WASHINGTON — Representatives of the check-cashing business warned lawmakers on Wednesday that passing legislation that creates more regulatory barriers could stall business, eventually hurting consumers who lack bank accounts with depository institutions.
Three representatives of what is referred to as the money services business testified before a subcommittee of the House Financial Services Committee. The hearing was held to examine how the money services business, which also includes currency exchange and bill pay services, are regulated at the state and federal levels.
Executives testifying before the subcommittee included Western Union Company Chief Compliance Officer Joe Cachey, Financial Service Centers Association Deputy General Counsel Scott McClain and Deborah Thoren-Peden of Pillsbury Winthrop Shaw Pittman LLP, which specializes in financial service industry law.
The hearing was based on two main issues: money services businesses that have had their ties with actual banking institutions cut because banks fear implication of wrongdoing may occur and the high number of service entities that are not registered with federal overseers, making it difficult to track compliance.
Lawmakers are tasked with trying to find a way to increase the number of money services businesses, or MSB, who should be federally registered and compliant, in particular, with anti-money laundering standards. Roughly 30,000 to 40,000 money services businesses operate in the U.S., but approximately half of those entities are not registered.
Western Union's Cachey shot down proposed legislation in the House that would establish an office under the Treasury Department to oversee MSB compliance. The bill would increase regulatory costs, he said, and be ineffective because it "does not create uniform standards for safety and soundness, leaving Western Union to continue navigating the current maze of state requirements which can be conflicting."
Cachey said the proposed legislation could be "burdensome."
The industry representatives said U.S. officials need not enact additional regulatory provisions, but should instead hire more federal workers to better implement and streamline existing regulations.
However, while McClain agreed that no new regulations are needed, he said the same legislation Cachey opposes would have no real impact on the smaller money services businesses that his organization represents. The primary issue McClain addressed was the strained ties between banks and money services entities, stemming from pressure on banks to ensure its customers are serving legitimate transactions.
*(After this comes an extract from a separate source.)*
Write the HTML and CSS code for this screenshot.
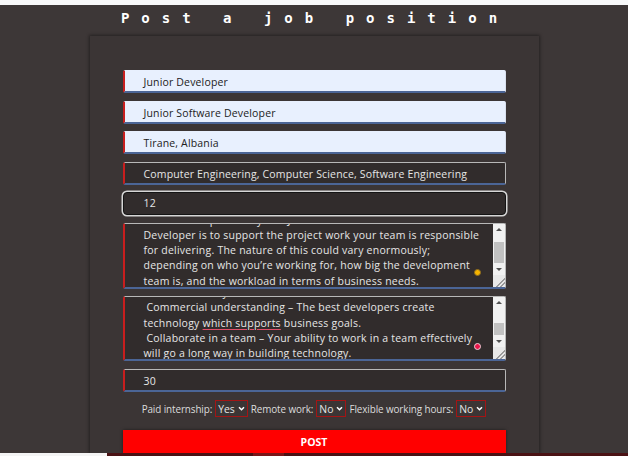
FILE: index.html
```
<!DOCTYPE html>
<html lang="en">
<head>
<meta charset="utf-8">
<title>Post a job position</title>
<link rel="stylesheet" href="styles.css">
</head>
<body>
<div class="topbar"></div>
<h1 class="title">Post a job position</h1>
<form class="card">
  <div class="field autofill">Junior Developer</div>
  <div class="field autofill">Junior Software Developer</div>
  <div class="field autofill">Tirane, Albania</div>
  <div class="field">Computer Engineering, Computer Science, Software Engineering</div>
  <div class="field focused">12</div>
  <div class="ta ta-one">
    <div class="ta-text">
      <p class="ta-inner">The main responsibility of a Junior Software<br>Developer is to support the project work your team is responsible<br>for delivering. The nature of this could vary enormously;<br>depending on who you’re working for, how big the development<br>team is, and the workload in terms of business needs.</p>
    </div>
    <div class="sb">
      <span class="sb-btn sb-up"></span>
      <span class="sb-track"><span class="sb-thumb"></span></span>
      <span class="sb-btn sb-down"></span>
      <span class="sb-corner"></span>
    </div>
    <span class="dot dot-yellow"></span>
  </div>
  <div class="ta ta-two">
    <div class="ta-text">
      <p class="ta-inner">&nbsp;Technical ability<br>&nbsp;Commercial understanding – The best developers create<br>technology <span class="mark">which supports</span> business goals.<br>&nbsp;Collaborate in a team – Your ability to work in a team effectively<br>will go a long way in building technology.</p>
    </div>
    <div class="sb">
      <span class="sb-btn sb-up"></span>
      <span class="sb-track"><span class="sb-thumb"></span></span>
      <span class="sb-btn sb-down"></span>
      <span class="sb-corner"></span>
    </div>
    <span class="dot dot-red"></span>
  </div>
  <div class="field">30</div>
  <div class="options">
    <span class="opt-label">Paid internship:</span>
    <span class="select">Yes<svg class="chev" viewBox="0 0 8 6" width="7" height="5"><path d="M1 1.5 L4 4.5 L7 1.5" fill="none" stroke="#fff" stroke-width="1.8"/></svg></span>
    <span class="opt-label">Remote work:</span>
    <span class="select">No<svg class="chev" viewBox="0 0 8 6" width="7" height="5"><path d="M1 1.5 L4 4.5 L7 1.5" fill="none" stroke="#fff" stroke-width="1.8"/></svg></span>
    <span class="opt-label">Flexible working hours:</span>
    <span class="select">No<svg class="chev" viewBox="0 0 8 6" width="7" height="5"><path d="M1 1.5 L4 4.5 L7 1.5" fill="none" stroke="#fff" stroke-width="1.8"/></svg></span>
  </div>
  <div class="post">POST</div>
</form>
<div class="footer"><span class="f-white"></span><span class="f-maroon"></span><span class="f-red"></span><span class="f-maroon2"></span></div>
</body>
</html>
```
FILE: styles.css
```
* { box-sizing: border-box; }
html, body { margin: 0; padding: 0; }
body {
  background: #3d3737;
  font-family: "Open Sans", "Noto Sans", sans-serif;
  height: 456px;
  overflow: hidden;
}
.topbar { height: 5px; background: #f8f9fa; }
.title {
  margin: 6px 0 0 0;
  height: 25px;
  text-align: center;
  font-family: "DejaVu Sans Mono", monospace;
  font-weight: bold;
  font-size: 14px;
  line-height: 14px;
  letter-spacing: 12px;
  padding-left: 2px;
  color: #fff;
}
.card {
  width: 449px;
  margin: 0 auto;
  background: #3b3535;
  box-shadow: 0 0 3px 1px rgba(0,0,0,0.4);
  padding: 34px 33px 0;
  display: flex;
  flex-direction: column;
  gap: 7.5px;
  height: 417px;
}
.field {
  height: 23px;
  flex: none;
  background: #312c2c;
  color: #e6e6e6;
  border: 1px solid #b8b8b8;
  border-left: 2px solid #c81e1e;
  border-bottom: 2px solid #4b6596;
  border-radius: 2px;
  padding-left: 19px;
  font-size: 10.5px;
  letter-spacing: 0.16px;
  line-height: 22px;
  white-space: nowrap;
}
.field.autofill {
  background: #e8f0fe;
  color: #222;
  border-top-color: #e8f0fe;
  border-right-color: #d8e0ee;
}
.field.focused {
  border: 1px solid #141414;
  border-radius: 4px;
  box-shadow: 0 0 0 1.5px #d6d6d6;
  padding-left: 20px;
  line-height: 21px;
}
.ta {
  position: relative;
  display: flex;
  flex: none;
  background: #312c2c;
  border: 1px solid #b8b8b8;
  border-left: 2px solid #c81e1e;
  border-bottom: 2px solid #4b6596;
  border-radius: 2px;
  color: #e6e6e6;
}
.ta-one { height: 66px; }
.ta-two { height: 65px; }
.ta-text {
  flex: 1;
  overflow: hidden;
  padding-left: 19px;
}
.ta-inner {
  margin: -11px 0 0 0;
  font-size: 10.5px;
  line-height: 15.3px;
  letter-spacing: 0.23px;
  white-space: nowrap;
}
.ta-two .ta-inner { margin-top: -12px; }
.mark {
  text-decoration: underline;
  text-decoration-color: #e0506a;
  text-underline-offset: 2px;
}
.sb {
  width: 12px;
  display: flex;
  flex-direction: column;
  background: #f1f1f1;
}
.sb-btn {
  height: 12px;
  flex: none;
  position: relative;
}
.sb-up::after, .sb-down::after {
  content: "";
  position: absolute;
  left: 3px;
  border-left: 3px solid transparent;
  border-right: 3px solid transparent;
}
.sb-up::after { top: 4px; border-bottom: 3px solid #505050; }
.sb-down::after { top: 5px; border-top: 3px solid #505050; }
.sb-track {
  flex: 1;
  position: relative;
}
.sb-thumb {
  position: absolute;
  left: 1px;
  right: 1px;
  background: #c1c1c1;
}
.ta-one .sb-thumb { top: 6px; height: 21px; }
.ta-two .sb-thumb { top: 14px; height: 12px; }
.sb-corner {
  height: 12px;
  flex: none;
  background:
    linear-gradient(135deg, transparent 0 62%, #9a9a9a 62% 68%, transparent 68% 78%, #9a9a9a 78% 84%, transparent 84%),
    #e8e8e8;
}
.dot {
  position: absolute;
  width: 7px;
  height: 7px;
  border-radius: 50%;
  right: 24px;
}
.dot-yellow { background: #f5b400; border: 1px solid #8a6a20; top: 45px; }
.dot-red { background: #e8164a; border: 1px solid #f0d0d8; top: 46px; }
.options {
  display: flex;
  justify-content: center;
  align-items: center;
  gap: 3px;
  height: 17px;
  margin-top: 1px;
  color: #dcdcdc;
  font-size: 9.9px;
  letter-spacing: -0.1px;
}
.select {
  display: flex;
  align-items: center;
  gap: 3px;
  height: 17px;
  padding: 0 2px;
  border: 1.5px solid #a31515;
  color: #e6e6e6;
  font-size: 10.4px;
  letter-spacing: 0;
}
.chev { display: block; }
.post {
  margin-top: 5px;
  height: 23px;
  flex: none;
  background: #ff0000;
  color: #fff;
  font-weight: bold;
  font-size: 10.5px;
  text-align: center;
  line-height: 25px;
  box-shadow: 0 0 3px rgba(0,0,0,0.5);
}
.footer {
  display: flex;
  height: 6px;
}
.f-white { width: 107px; background: #f4f4f4; }
.f-maroon { width: 146px; background: #4a1214; }
.f-red { width: 31px; background: #7a1618; }
.f-maroon2 { flex: 1; background: #4a1214; }
```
"Check cashers and other MSBs are dependent on access to depository and banking services for their very survival," he said.
McClain pointed to a separate piece of legislation, also in the House, that would allow money servicers to "self-certify" that their business and customers are not involved in money laundering or terrorist financing. He added that self-certification would remove banks from being targeted, and would hopefully curtail the notion that doing business with money services businesses is too risky.